[start]

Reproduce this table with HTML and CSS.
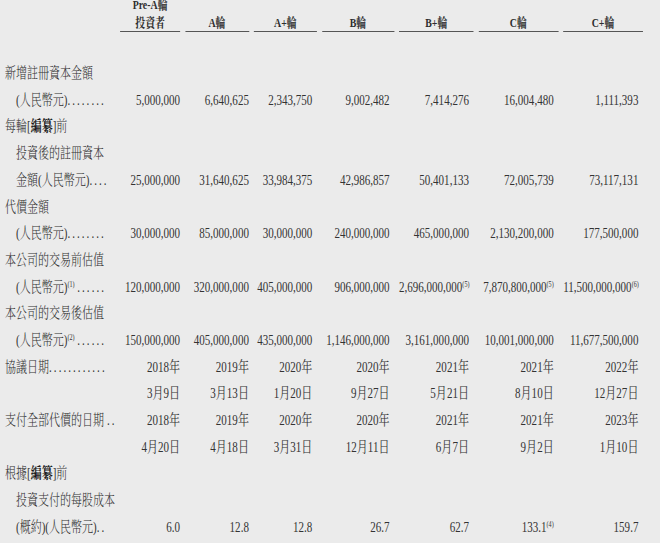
FILE: index.html
```html
<!DOCTYPE html>
<html lang="zh-Hant">
<head>
<meta charset="utf-8">
<title>投資者</title>
<link rel="stylesheet" href="styles.css">
</head>
<body>
<div class="frame">
<div class="page">
  <div class="row head">
    <div class="hl"></div>
    <div class="h">Pre-A輪<br>投資者</div>
    <div class="h">A輪</div>
    <div class="h">A+輪</div>
    <div class="h">B輪</div>
    <div class="h">B+輪</div>
    <div class="h">C輪</div>
    <div class="h">C+輪</div>
  </div>

  <div class="tbody">
    <div class="row"><div class="lab">新增註冊資本金額</div></div>
    <div class="row">
      <div class="lab in">(人民幣元)<span class="dots">........</span></div>
      <div class="v">5,000,000</div><div class="v">6,640,625</div><div class="v p">2,343,750</div><div class="v p">9,002,482</div><div class="v p">7,414,276</div><div class="v p">16,004,480</div><div class="v p">1,111,393</div>
    </div>
    <div class="row"><div class="lab">每輪[<b>編纂</b>]前</div></div>
    <div class="row"><div class="lab in">投資後的註冊資本</div></div>
    <div class="row">
      <div class="lab in">金額(人民幣元)<span class="dots">....</span></div>
      <div class="v">25,000,000</div><div class="v">31,640,625</div><div class="v p">33,984,375</div><div class="v p">42,986,857</div><div class="v p">50,401,133</div><div class="v p">72,005,739</div><div class="v p">73,117,131</div>
    </div>
    <div class="row"><div class="lab">代價金額</div></div>
    <div class="row">
      <div class="lab in">(人民幣元)<span class="dots">........</span></div>
      <div class="v">30,000,000</div><div class="v">85,000,000</div><div class="v p">30,000,000</div><div class="v p">240,000,000</div><div class="v p">465,000,000</div><div class="v p">2,130,200,000</div><div class="v p">177,500,000</div>
    </div>
    <div class="row"><div class="lab">本公司的交易前估值</div></div>
    <div class="row">
      <div class="lab in">(人民幣元)<span class="sup">(1)</span> <span class="dots">......</span></div>
      <div class="v">120,000,000</div><div class="v">320,000,000</div><div class="v p">405,000,000</div><div class="v p">906,000,000</div><div class="v p">2,696,000,000<span class="sup">(5)</span></div><div class="v p">7,870,800,000<span class="sup">(5)</span></div><div class="v p">11,500,000,000<span class="sup">(6)</span></div>
    </div>
    <div class="row"><div class="lab">本公司的交易後估值</div></div>
    <div class="row">
      <div class="lab in">(人民幣元)<span class="sup">(2)</span> <span class="dots">......</span></div>
      <div class="v">150,000,000</div><div class="v">405,000,000</div><div class="v p">435,000,000</div><div class="v p">1,146,000,000</div><div class="v p">3,161,000,000</div><div class="v p">10,001,000,000</div><div class="v p">11,677,500,000</div>
    </div>
    <div class="row">
      <div class="lab">協議日期<span class="dots">............</span></div>
      <div class="v">2018年</div><div class="v">2019年</div><div class="v p">2020年</div><div class="v p">2020年</div><div class="v p">2021年</div><div class="v p">2021年</div><div class="v p">2022年</div>
    </div>
    <div class="row">
      <div class="lab"></div>
      <div class="v">3月9日</div><div class="v">3月13日</div><div class="v p">1月20日</div><div class="v p">9月27日</div><div class="v p">5月21日</div><div class="v p">8月10日</div><div class="v p">12月27日</div>
    </div>
    <div class="row">
      <div class="lab">支付全部代價的日期 <span class="dots">..</span></div>
      <div class="v">2018年</div><div class="v">2019年</div><div class="v p">2020年</div><div class="v p">2020年</div><div class="v p">2021年</div><div class="v p">2021年</div><div class="v p">2023年</div>
    </div>
    <div class="row">
      <div class="lab"></div>
      <div class="v">4月20日</div><div class="v">4月18日</div><div class="v p">3月31日</div><div class="v p">12月11日</div><div class="v p">6月7日</div><div class="v p">9月2日</div><div class="v p">1月10日</div>
    </div>
    <div class="row"><div class="lab">根據[<b>編纂</b>]前</div></div>
    <div class="row"><div class="lab in">投資支付的每股成本</div></div>
    <div class="row">
      <div class="lab in">(概約)(人民幣元)<span class="dots">..</span></div>
      <div class="v">6.0</div><div class="v">12.8</div><div class="v p">12.8</div><div class="v p">26.7</div><div class="v p">62.7</div><div class="v p">133.1<span class="sup">(4)</span></div><div class="v p">159.7</div>
    </div>
  </div>
</div>
</div>
</body>
</html>
```

FILE: styles.css
```css
html, body {
  margin: 0;
  padding: 0;
  background: #ebebeb;
  overflow: hidden;
}
.frame {
  width: 660px;
  height: 543px;
  overflow: hidden;
}
.page {
  width: 868px;
  margin-right: -208px;
  transform: scaleX(0.76);
  transform-origin: 0 0;
  font-family: "Liberation Serif", "Noto Serif CJK TC", "Noto Sans CJK TC", serif;
  font-size: 14.5px;
  color: #333;
}
.row {
  display: grid;
  grid-template-columns: 151.5px 79px 84px 83px 95px 98px 105px 105px;
  column-gap: 6.5px;
  line-height: 26.7px;
  height: 26.7px;
}
.head {
  height: auto;
  margin-top: -4px;
  align-items: end;
  font-size: 13px;
  font-weight: bold;
  line-height: 17.7px;
  color: #2e2e2e;
}
.h {
  text-align: center;
  border-bottom: 1.5px solid #555;
}
.tbody {
  margin-top: 27.7px;
}
.lab {
  padding-left: 6.5px;
  white-space: nowrap;
  font-weight: 300;
}
.lab.in {
  padding-left: 21px;
}
.lab b {
  font-weight: bold;
  color: #1a1a1a;
}
.dots {
  letter-spacing: 2.7px;
}
.v {
  text-align: right;
  white-space: nowrap;
}
.v.p {
  padding-right: 6px;
}
.sup {
  font-size: 8px;
  vertical-align: 5px;
  line-height: 0;
  letter-spacing: 0;
}
```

[end]

▶ What to work on: Copy the listing exactly. Any image in it stays out of the copy.

▶ Expected output:
Reproduce this table with HTML and CSS.
FILE: index.html
```html
<!DOCTYPE html>
<html lang="zh-Hant">
<head>
<meta charset="utf-8">
<title>投資者</title>
<link rel="stylesheet" href="styles.css">
</head>
<body>
<div class="frame">
<div class="page">
  <div class="row head">
    <div class="hl"></div>
    <div class="h">Pre-A輪<br>投資者</div>
    <div class="h">A輪</div>
    <div class="h">A+輪</div>
    <div class="h">B輪</div>
    <div class="h">B+輪</div>
    <div class="h">C輪</div>
    <div class="h">C+輪</div>
  </div>

  <div class="tbody">
    <div class="row"><div class="lab">新增註冊資本金額</div></div>
    <div class="row">
      <div class="lab in">(人民幣元)<span class="dots">........</span></div>
      <div class="v">5,000,000</div><div class="v">6,640,625</div><div class="v p">2,343,750</div><div class="v p">9,002,482</div><div class="v p">7,414,276</div><div class="v p">16,004,480</div><div class="v p">1,111,393</div>
    </div>
    <div class="row"><div class="lab">每輪[<b>編纂</b>]前</div></div>
    <div class="row"><div class="lab in">投資後的註冊資本</div></div>
    <div class="row">
      <div class="lab in">金額(人民幣元)<span class="dots">....</span></div>
      <div class="v">25,000,000</div><div class="v">31,640,625</div><div class="v p">33,984,375</div><div class="v p">42,986,857</div><div class="v p">50,401,133</div><div class="v p">72,005,739</div><div class="v p">73,117,131</div>
    </div>
    <div class="row"><div class="lab">代價金額</div></div>
    <div class="row">
      <div class="lab in">(人民幣元)<span class="dots">........</span></div>
      <div class="v">30,000,000</div><div class="v">85,000,000</div><div class="v p">30,000,000</div><div class="v p">240,000,000</div><div class="v p">465,000,000</div><div class="v p">2,130,200,000</div><div class="v p">177,500,000</div>
    </div>
    <div class="row"><div class="lab">本公司的交易前估值</div></div>
    <div class="row">
      <div class="lab in">(人民幣元)<span class="sup">(1)</span> <span class="dots">......</span></div>
      <div class="v">120,000,000</div><div class="v">320,000,000</div><div class="v p">405,000,000</div><div class="v p">906,000,000</div><div class="v p">2,696,000,000<span class="sup">(5)</span></div><div class="v p">7,870,800,000<span class="sup">(5)</span></div><div class="v p">11,500,000,000<span class="sup">(6)</span></div>
    </div>
    <div class="row"><div class="lab">本公司的交易後估值</div></div>
    <div class="row">
      <div class="lab in">(人民幣元)<span class="sup">(2)</span> <span class="dots">......</span></div>
      <div class="v">150,000,000</div><div class="v">405,000,000</div><div class="v p">435,000,000</div><div class="v p">1,146,000,000</div><div class="v p">3,161,000,000</div><div class="v p">10,001,000,000</div><div class="v p">11,677,500,000</div>
    </div>
    <div class="row">
      <div class="lab">協議日期<span class="dots">............</span></div>
      <div class="v">2018年</div><div class="v">2019年</div><div class="v p">2020年</div><div class="v p">2020年</div><div class="v p">2021年</div><div class="v p">2021年</div><div class="v p">2022年</div>
    </div>
    <div class="row">
      <div class="lab"></div>
      <div class="v">3月9日</div><div class="v">3月13日</div><div class="v p">1月20日</div><div class="v p">9月27日</div><div class="v p">5月21日</div><div class="v p">8月10日</div><div class="v p">12月27日</div>
    </div>
    <div class="row">
      <div class="lab">支付全部代價的日期 <span class="dots">..</span></div>
      <div class="v">2018年</div><div class="v">2019年</div><div class="v p">2020年</div><div class="v p">2020年</div><div class="v p">2021年</div><div class="v p">2021年</div><div class="v p">2023年</div>
    </div>
    <div class="row">
      <div class="lab"></div>
      <div class="v">4月20日</div><div class="v">4月18日</div><div class="v p">3月31日</div><div class="v p">12月11日</div><div class="v p">6月7日</div><div class="v p">9月2日</div><div class="v p">1月10日</div>
    </div>
    <div class="row"><div class="lab">根據[<b>編纂</b>]前</div></div>
    <div class="row"><div class="lab in">投資支付的每股成本</div></div>
    <div class="row">
      <div class="lab in">(概約)(人民幣元)<span class="dots">..</span></div>
      <div class="v">6.0</div><div class="v">12.8</div><div class="v p">12.8</div><div class="v p">26.7</div><div class="v p">62.7</div><div class="v p">133.1<span class="sup">(4)</span></div><div class="v p">159.7</div>
    </div>
  </div>
</div>
</div>
</body>
</html>
```

FILE: styles.css
```css
html, body {
  margin: 0;
  padding: 0;
  background: #ebebeb;
  overflow: hidden;
}
.frame {
  width: 660px;
  height: 543px;
  overflow: hidden;
}
.page {
  width: 868px;
  margin-right: -208px;
  transform: scaleX(0.76);
  transform-origin: 0 0;
  font-family: "Liberation Serif", "Noto Serif CJK TC", "Noto Sans CJK TC", serif;
  font-size: 14.5px;
  color: #333;
}
.row {
  display: grid;
  grid-template-columns: 151.5px 79px 84px 83px 95px 98px 105px 105px;
  column-gap: 6.5px;
  line-height: 26.7px;
  height: 26.7px;
}
.head {
  height: auto;
  margin-top: -4px;
  align-items: end;
  font-size: 13px;
  font-weight: bold;
  line-height: 17.7px;
  color: #2e2e2e;
}
.h {
  text-align: center;
  border-bottom: 1.5px solid #555;
}
.tbody {
  margin-top: 27.7px;
}
.lab {
  padding-left: 6.5px;
  white-space: nowrap;
  font-weight: 300;
}
.lab.in {
  padding-left: 21px;
}
.lab b {
  font-weight: bold;
  color: #1a1a1a;
}
.dots {
  letter-spacing: 2.7px;
}
.v {
  text-align: right;
  white-space: nowrap;
}
.v.p {
  padding-right: 6px;
}
.sup {
  font-size: 8px;
  vertical-align: 5px;
  line-height: 0;
  letter-spacing: 0;
}
```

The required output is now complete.